A friend of mine, a Catholic Democrat from Pennsylvania who voted Obama in 2008, sent me the following e-mail today, explaining why he chose with great reluctance to vote for Mitt Romney. I reproduce it (slightly altered to make reading easier) with his permission. Whether or not you agree with his conclusion, or how he arrived at it, I think you’ll agree with me that this is one voter who really thought hard about his vote:
Very, very reluctantly, with no illusions that he is honorable or the leader we need, and with full cognizance that by prioritizing some issues there are certain foreseeable disasters ahead on other issues, I am going to vote for Romney because:
1. From Front Porch Republic:
These considerations notwithstanding, the gravest reason I have for voting against Obama is to prevent the United States from becoming a country that will elect a man who represents a party that so brazenly supports abortion rights and gay marriage. I have not lost my smarts to think that a Romney administration will do much to change federal policy on abortion and I’m not that hopeful for a savvy proposal on gay marriage. But…if Obama wins I fear his victory will signal that a majority of the American people (who vote anyway) no longer care [about] protecting the unborn or the ways in which we rear the born. Sure, Obama may fail in some of his pro-choice and gay marriage policies. But a victory will mean that his pro-choice and gay marriage platforms were inconsequential in this election. For me that would represent a turning point in the history of this republic….So I’ll vote for Romney, preferring a gradual to a more rapid collapse of those qualities that made the United States remarkable.
2. Even though I very much agree with this from Front Porch Republic:
If you can’t in good conscience vote for either of the two major candidates, don’t. Democracy is about expressing your preference. Too long we’ve consigned ourselves to the false choice of voting for the lesser of two evils. If we are satisfied with that dismal alternative, we’ll likely continue to get nothing better.
3. Here’s a partial record of how I formed my conscience:
h) And even if Romney is trustworthy on abortion, making it illegal might not be the best way to reduce the number of abortions; see here.
i) The best arguments for Romney are irrelevant, because they overestimate how much the presidency matters.
j) The two candidates are so, so similar once you step back and get perspective.
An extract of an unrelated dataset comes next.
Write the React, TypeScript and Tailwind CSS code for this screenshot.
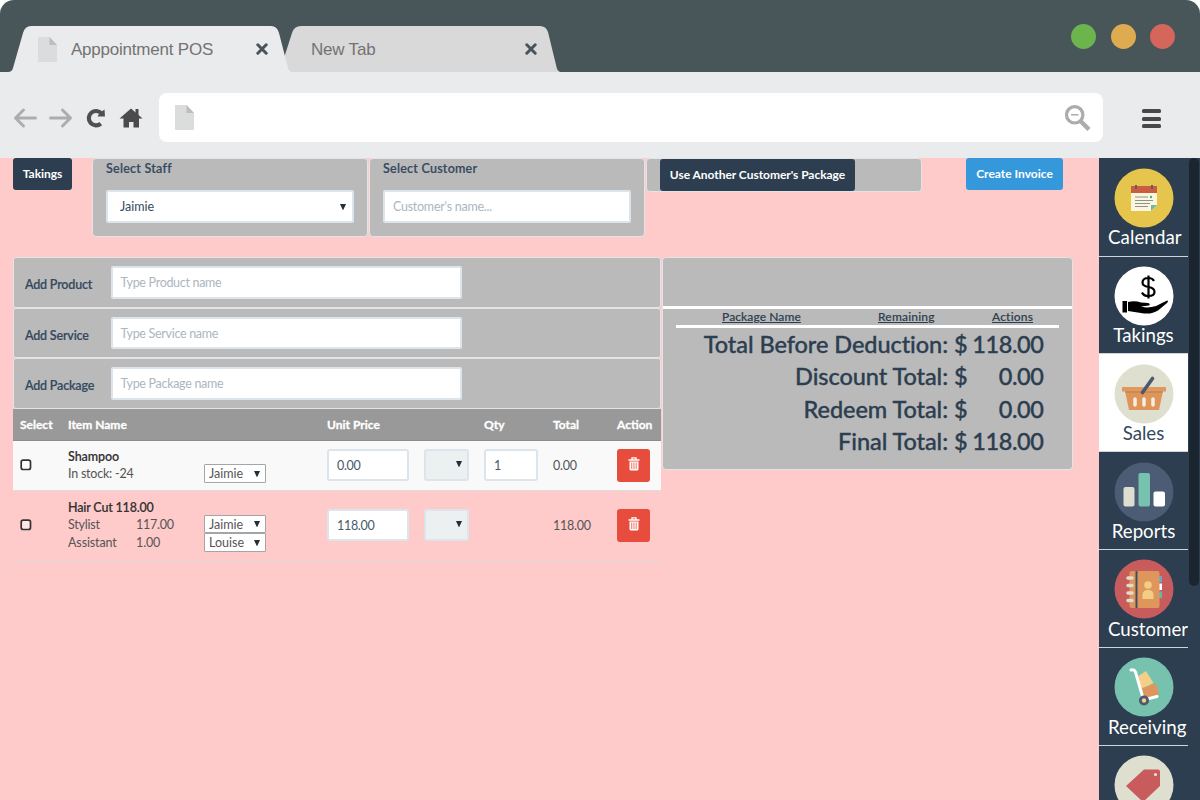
import React from "react";

function PageIcon() {
  return (
    <svg width="19" height="25" viewBox="0 0 19 25" className="block shrink-0">
      <path d="M0 0H11.5L19 8V25H0Z" fill="#dbdddc" />
      <path d="M11.5 0L19 8H11.5Z" fill="#bcbdbd" />
    </svg>
  );
}

function CloseIcon() {
  return (
    <svg width="12" height="12" viewBox="0 0 12 12" className="block shrink-0">
      <path d="M1.8 1.8L10.2 10.2M10.2 1.8L1.8 10.2" stroke="#485459" strokeWidth="3" strokeLinecap="round" />
    </svg>
  );
}

function Browser() {
  return (
    <header className="bg-white">
      <div className="relative flex h-[72px] rounded-t-[14px] bg-[#485559]">
        <svg className="absolute left-0 top-0" width="570" height="72" viewBox="0 0 570 72">
          <path d="M284 58L292 33Q294 26 301 26H540Q546 26 548 32L557 69Q558 71 560 72H290Q284 72 284 58Z" fill="#d9d9d9" />
          <path d="M8 72Q12 72 13 68L23 33Q25 26 31 26H271Q277 26 279 33L288 68Q289 72 293 72Z" fill="#eaebed" />
        </svg>
        <div className="relative mt-[26px] flex h-[46px] w-[286px] items-center pl-[38px] font-['Liberation_Sans',sans-serif] text-[17px] text-[#737373]">
          <PageIcon />
          <span className="ml-[14px] w-[185px] whitespace-nowrap pt-[2px] tracking-[-0.220px]">Apppointment POS</span>
          <CloseIcon />
        </div>
        <div className="relative mt-[26px] flex h-[46px] items-center pl-[25px] font-['Liberation_Sans',sans-serif] text-[17px] text-[#737373]">
          <span className="w-[214px] whitespace-nowrap pt-[2px] tracking-[-0.200px]">New Tab</span>
          <CloseIcon />
        </div>
        <div className="ml-auto flex gap-[14.5px] pr-[25px] pt-[24px]">
          <i className="h-[25px] w-[25px] rounded-full bg-[#6cb44c]" />
          <i className="h-[25px] w-[25px] rounded-full bg-[#dfab50]" />
          <i className="h-[25px] w-[25px] rounded-full bg-[#d5665c]" />
        </div>
      </div>
      <div className="flex h-[86px] items-start bg-[#eaebed] pl-[13px] pt-[21px]">
        <svg width="132" height="24" viewBox="0 0 132 24" className="mt-[13px] shrink-0">
          <g fill="none" stroke="#adadad" strokeWidth="3" strokeLinecap="round" strokeLinejoin="round">
            <path d="M22.500 12H3M10.500 4L2.500 12L10.500 20" />
            <path d="M37.500 12H57M49.500 4L57.500 12L49.500 20" />
          </g>
          <path d="M88.500 7.500A7.200 7.200 0 1 0 87.800 17.600" fill="none" stroke="#505050" strokeWidth="4.200" />
          <path d="M91.500 3.500L92 10.500H84.500L86.500 7Z" fill="#505050" />
          <path d="M118 2.500L129.600 12.500H126V21.500H120.500V16H116V21.500H110.500V12.500H106.500Z" fill="#4b4b4d" />
          <path d="M122.500 3H125.500V9H122.500Z" fill="#4b4b4d" />
        </svg>
        <div className="ml-[14px] flex h-[49px] w-[944px] items-center justify-between rounded-[8px] bg-white pl-[16px] pr-[11px]">
          <PageIcon />
          <svg width="28" height="28" viewBox="0 0 28 28">
            <circle cx="10.700" cy="10.800" r="8.200" fill="none" stroke="#acacac" strokeWidth="3.200" />
            <path d="M7 10.800H14.500" stroke="#acacac" strokeWidth="1.500" />
            <path d="M16.500 17L25 25.500" stroke="#acacac" strokeWidth="4.500" />
          </svg>
        </div>
        <div className="ml-[39px] mt-[16px] flex flex-col gap-[3.500px]">
          <i className="h-[4px] w-[19px] rounded-[1.500px] bg-[#48484a]" />
          <i className="h-[4px] w-[19px] rounded-[1.500px] bg-[#48484a]" />
          <i className="h-[4px] w-[19px] rounded-[1.500px] bg-[#48484a]" />
        </div>
      </div>
    </header>
  );
}

function Arrow() {
  return (
    <svg width="6" height="6" viewBox="0 0 6 6" className="shrink-0">
      <path d="M0 0H6L3.200 6H2.800Z" fill="#222e38" />
    </svg>
  );
}

function Field({ name, title }: { name: string; title: string }) {
  return (
    <div className="flex h-[50.500px] rounded-[3px] border border-[#e2e4e5] bg-[#bababa] pl-[11px]">
      <label className="w-[85.500px] pt-[17.300px] text-[12.500px] font-semibold leading-[20px] tracking-[-0.200px] text-[#34495e] [-webkit-text-stroke:0.150px_#34495e]">{title}</label>
      <div className="mt-[8px] flex h-[32.500px] w-[351.500px] items-center rounded-[2px] border-2 border-[#dce4ec] bg-white pl-[8px] pt-[2.500px] text-[12.500px] tracking-[-0.300px] text-[#acb6c0]">
        {name}
      </div>
    </div>
  );
}

function SmallSelect({ name }: { name: string }) {
  return (
    <div className="flex h-[18.500px] w-[62px] items-center justify-between rounded-[1px] border border-[#a5a5a5] bg-white pl-[4px] pr-[5px] text-[12.500px] leading-[16px] tracking-normal text-[#555]">
      <span className="pt-[1px]">{name}</span>
      <Arrow />
    </div>
  );
}

function GreySelect() {
  return (
    <div className="flex h-[32px] w-[45px] items-center justify-end rounded-[3px] border-2 border-[#dce4ec] bg-[#ecf0f1] pb-[2px] pr-[5px]">
      <Arrow />
    </div>
  );
}

function Price({ value, wide }: { value: string; wide?: boolean }) {
  return (
    <div className={`flex h-[32px] items-center rounded-[3px] border-2 border-[#dce4ec] bg-white pl-[8px] pt-[2px] text-[12.500px] tracking-[-0.300px] text-[#46586a] ${wide ? "w-[82px]" : "w-[54px]"}`}>
      {value}
    </div>
  );
}

function Trash() {
  return (
    <div className="flex h-[33px] w-[33px] items-center justify-center rounded-[3px] bg-[#e74c3c] pb-[3px]">
      <svg width="12" height="14" viewBox="0 0 12 14">
        <path d="M0.500 3H11.500M4 2.800V0.800H8V2.800" fill="none" stroke="#fff" strokeWidth="1.300" />
        <path d="M1.500 4.500H10.500V12Q10.500 13.500 9 13.500H3Q1.500 13.500 1.500 12Z" fill="#fff" />
        <path d="M3.500 5.500V12M5.200 5.500V12M6.900 5.500V12M8.600 5.500V12" stroke="#e74c3c" strokeWidth="0.600" />
      </svg>
    </div>
  );
}

function Check() {
  return (
    <svg width="12" height="12" viewBox="0 0 12 12" className="block">
      <rect x="1.200" y="1.200" width="9.300" height="9.300" rx="2" fill="#fff" fillOpacity="0.500" stroke="#333" strokeWidth="1.700" />
    </svg>
  );
}

const columns = "grid grid-cols-[48px_136px_123px_97px_60px_69px_64px_44px] pl-[7px]";

function ItemTable() {
  return (
    <div className="text-[12.500px] tracking-[-0.220px] text-[#555]">
      <div className={`${columns} h-[32px] items-center border-b border-[#8d8d8d] bg-[#999] pt-[2px] text-[12px] font-bold tracking-normal text-white [-webkit-text-stroke:0.300px_#fff]`}>
        <span>Select</span>
        <span>Item Name</span>
        <span />
        <span>Unit Price</span>
        <span />
        <span>Qty</span>
        <span>Total</span>
        <span>Action</span>
      </div>
      <div className={`${columns} h-[50px] items-center border-b border-[#ddd] bg-[#f9f9f9]`}>
        <Check />
        <div className="leading-[17px]">
          <b className="block font-semibold tracking-[-0.080px] text-[#333] [-webkit-text-stroke:0.100px_#333]">Shampoo</b>
          <span>In stock: -24</span>
        </div>
        <div className="pt-[17px]"><SmallSelect name="Jaimie" /></div>
        <Price value="0.00" wide />
        <GreySelect />
        <Price value="1" />
        <span className="pt-[2px]">0.00</span>
        <Trash />
      </div>
      <div className={`${columns} h-[71px] items-center border-b border-[#e0d5d5] pb-[1px]`}>
        <Check />
        <div className="leading-[17px]">
          <b className="block font-semibold tracking-[-0.180px] text-[#333] [-webkit-text-stroke:0.100px_#333]">Hair Cut 118.00</b>
          <div className="flex"><span className="w-[68px]">Stylist</span><span>117.00</span></div>
          <div className="flex pt-[1.500px] tracking-[-0.120px]"><span className="w-[68px]">Assistant</span><span>1.00</span></div>
        </div>
        <div className="pt-[16.500px]">
          <SmallSelect name="Jaimie" />
          <SmallSelect name="Louise" />
        </div>
        <Price value="118.00" wide />
        <GreySelect />
        <span />
        <span className="pt-[2px]">118.00</span>
        <Trash />
      </div>
    </div>
  );
}

const totals = [
  ["Total Before Deduction:", "118.00"],
  ["Discount Total:", "0.00"],
  ["Redeem Total:", "0.00"],
  ["Final Total:", "118.00"],
];

function Summary() {
  return (
    <section className="h-[213px] w-[411px] rounded-[4px] border border-[#e2e4e5] bg-[#bababa] text-[#2c3e50]">
      <div className="h-[51px] border-b-[3px] border-white" />
      <div className="mx-[13px] flex h-[19px] border-b-[3px] border-white text-[12px] font-medium leading-[15px] tracking-[0.090px] underline [-webkit-text-stroke:0.150px_#2c3e50]">
        <span className="ml-[46px] w-[156px]">Package Name</span>
        <span className="w-[114px] tracking-[0.180px]">Remaining</span>
        <span className="tracking-[0.180px]">Actions</span>
      </div>
      <div className="pr-[28.500px]">
        {totals.map(([title, amount]) => (
          <div key={title} className="flex h-[32.300px] items-center justify-end whitespace-pre text-[23.500px] font-medium leading-[32px] [font-variant-ligatures:none] [-webkit-text-stroke:0.350px_#2c3e50]">
            <span className="tracking-[-0.060px]">{title} $</span>
            <span className="w-[76px] text-right tracking-[-0.400px]">{amount}</span>
          </div>
        ))}
      </div>
    </section>
  );
}

function MainArea() {
  return (
    <main className="w-[1099px] bg-[#fecaca] pl-[13px]">
      <div className="flex h-[99px] items-start text-[12px] font-bold">
        <button className="h-[32px] w-[59px] rounded-[3px] bg-[#2c3e50] tracking-[-0.050px] text-white">Takings</button>
        <div className="ml-[20px] h-[79px] w-[276px] rounded-[4px] border border-[#e2e4e5] bg-[#bababa] px-[13px] text-[#34495e]">
          <div className="h-[31px] text-[12.500px] font-semibold leading-[19px] tracking-[0.240px] [-webkit-text-stroke:0.150px_#34495e]">Select Staff</div>
          <div className="flex h-[33px] w-[248px] items-center justify-between rounded-[2px] border-2 border-[#dce4ec] bg-white pl-[12px] pr-[6px] text-[12.500px] font-normal">
            <span className="pt-[1px]">Jaimie</span><Arrow />
          </div>
        </div>
        <div className="ml-[1px] h-[79px] w-[276px] rounded-[4px] border border-[#e2e4e5] bg-[#bababa] px-[13px] text-[#34495e]">
          <div className="h-[31px] text-[12.500px] font-semibold leading-[19px] tracking-[0.240px] [-webkit-text-stroke:0.150px_#34495e]">Select Customer</div>
          <div className="flex h-[33px] w-[248px] items-center rounded-[2px] border-2 border-[#dce4ec] bg-white pl-[8px] pt-[1px] text-[12.500px] font-normal tracking-[-0.260px] text-[#acb6c0]">Customer's name...</div>
        </div>
        <div className="ml-[1px] h-[34px] w-[276px] rounded-[4px] border border-[#e2e4e5] bg-[#bababa] pl-[13px]">
          <button className="block h-[32px] w-[195px] whitespace-nowrap rounded-[3px] bg-[#2c3e50] tracking-[-0.040px] text-white">Use Another Customer's Package</button>
        </div>
        <button className="ml-[44px] h-[32px] w-[97px] rounded-[3px] bg-[#3498db] text-white">Create Invoice</button>
      </div>
      <div className="flex items-start">
        <div className="w-[648px]">
          <Field title="Add Product" name="Type Product name" />
          <Field title="Add Service" name="Type Service name" />
          <Field title="Add Package" name="Type Package name" />
          <ItemTable />
        </div>
        <div className="ml-[1px]"><Summary /></div>
      </div>
    </main>
  );
}

const icons: Record<string, React.ReactNode> = {
  Calendar: (
    <>
      <circle cx="30" cy="30" r="29.500" fill="#e5c54b" />
      <path d="M17 24H43V37L37 43H17Z" fill="#fcf7dc" />
      <path d="M17 18H43V25H17Z" fill="#cb5c42" />
      <path d="M22 17V21M38 17V21" stroke="#59636d" strokeWidth="2" />
      <path d="M21 29H34M21 32.500H39M21 35.500H36M21 38.500H34" stroke="#8c9390" strokeWidth="1" />
      <circle cx="37" cy="29" r="1.200" fill="#4aa99a" />
      <path d="M43 37L37 43V37Z" fill="#6cbba8" />
    </>
  ),
  Takings: (
    <>
      <circle cx="30" cy="30" r="29.500" fill="#fff" />
      <path d="M40 15Q38.500 12 34.500 12Q28.500 12 28.500 16.500Q28.500 20 34.500 21Q40.500 22 40.500 26Q40.500 30 34.500 30Q29.500 30 28 26.500M34.500 9.500V32.500" fill="none" stroke="#000" strokeWidth="2.200" />
      <path d="M8.500 35H13V46.500H8.500ZM14 36Q21 34.500 27 36.500L34 37Q37 38 35 39.500L27 40.500Q34 42.500 42 40L53 34.500Q55 35 53 37L44 44.500Q37 49 27 47L14 45Z" fill="#000" />
    </>
  ),
  Sales: (
    <>
      <circle cx="30" cy="30" r="29.500" fill="#dedfcf" />
      <path d="M11 27H49L45 46H15Z" fill="#df955a" />
      <path d="M8 23H52V27.500H8Z" fill="#e19a5e" />
      <path d="M11 28H49" stroke="#b97c50" />
      <path d="M21 35V41M30 35V41M39 35V41" stroke="#f5eedc" strokeWidth="3.500" strokeLinecap="round" />
      <path d="M28.500 28.500L38.500 14.500" stroke="#4a5870" strokeWidth="3.600" strokeLinecap="round" />
    </>
  ),
  Reports: (
    <>
      <circle cx="30" cy="30" r="29.500" fill="#4c5c74" />
      <rect x="9.500" y="25" width="11" height="19.500" rx="2" fill="#deded0" />
      <rect x="24.500" y="11" width="11.500" height="33.500" rx="2" fill="#76c2af" />
      <rect x="39.500" y="29.500" width="11.500" height="15" rx="2" fill="#fff" />
    </>
  ),
  Customer: (
    <>
      <circle cx="30" cy="30" r="29.500" fill="#c85c5c" />
      <path d="M43 17H48V23H43Z" fill="#64a9d3" />
      <path d="M43 24.500H48V31H43Z" fill="#fff" />
      <path d="M43 32.500H48V39H43Z" fill="#64b8a5" />
      <rect x="15.500" y="12" width="30" height="37" rx="2" fill="#df965c" />
      <path d="M22.500 12V49" stroke="#414e62" strokeWidth="2" />
      <path d="M14 19H18M14 26.500H18M14 34H18M14 41.500H18" stroke="#e0ddcb" strokeWidth="3.500" strokeLinecap="round" />
      <circle cx="34" cy="26" r="3.800" fill="#f3cd86" />
      <path d="M28.500 40V36Q28.500 31 34 31Q39.500 31 39.500 36V40Z" fill="#f3cd86" />
    </>
  ),
  Receiving: (
    <>
      <circle cx="30" cy="30" r="29.500" fill="#76c2af" />
      <path d="M23 20L32 14L39.500 26L28 32Z" fill="#f4cf88" />
      <path d="M28 31L42 26.500L45 37L31 42Z" fill="#df965c" />
      <path d="M17 13Q20 12 21.500 15L29.500 43L43 39.500" fill="none" stroke="#fff" strokeWidth="3" strokeLinecap="round" />
      <circle cx="30" cy="43.500" r="5" fill="#4b596c" />
      <circle cx="30" cy="43.500" r="2.200" fill="#f4cf88" />
    </>
  ),
  Tag: (
    <>
      <circle cx="30" cy="30" r="29.500" fill="#dedfcf" />
      <path d="M30 14.500H44Q46 14.500 46 16.500V31L29 47L12 31Z" fill="#c85c5c" />
      <circle cx="41.500" cy="19.500" r="1.600" fill="#e9dfd2" />
    </>
  ),
};

function Sidebar() {
  return (
    <aside className="flex w-[101px] bg-[#2c3e50]">
      <nav className="h-[642px] w-[89px] overflow-hidden pt-[0.800px]">
        {["Calendar", "Takings", "Sales", "Reports", "Customer", "Receiving", "Tag"].map((name) => (
          <div
            key={name}
            className={`h-[97.850px] border-b border-[#ced4d9] pt-[9.200px] ${name === "Sales" ? "bg-white text-[#34495e]" : "text-white"}`}
          >
            <svg width="60" height="60" viewBox="0 0 60 60" className="ml-[14.500px] block">{icons[name]}</svg>
            {name !== "Tag" && (
              <div className={`-mt-[2.500px] whitespace-nowrap pl-[9px] text-[18.700px] leading-[24px] ${name === "Calendar" ? "tracking-[0.080px]" : ""} ${name === "Customer" || name === "Receiving" || name === "Calendar" ? "" : "pr-[9px] text-center"}`}>
                {name}
              </div>
            )}
          </div>
        ))}
      </nav>
      <div className="w-[12px] pl-[1px]">
        <div className="h-[428px] w-[10px] rounded-[5px] bg-[#1b252f]" />
      </div>
    </aside>
  );
}

export default function App() {
  return (
    <div className="h-[800px] w-[1200px] overflow-hidden bg-[#fecaca] font-['Lato',sans-serif]">
      <Browser />
      <div className="flex h-[642px]">
        <MainArea />
        <Sidebar />
      </div>
    </div>
  );
}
k) The two candidates are virtually the same on economics
m) Both candidates are dishonest in ways that mirror each other on taxes/budgets.
n) The media and both candidates collude in avoiding certain key issues.
o) The pro-life movement is disgracefully partisanly Republican, which means the possibility of being suckered is real.
r) And abstaining from national elections isn’t passive.
After all that deliberation, the Catholic Democrat from Pennsylvania came down for Romney. Well done! I say that not as a comment on the choice he made, but how he made the choice. I wish I had been so diligent in my own deliberation.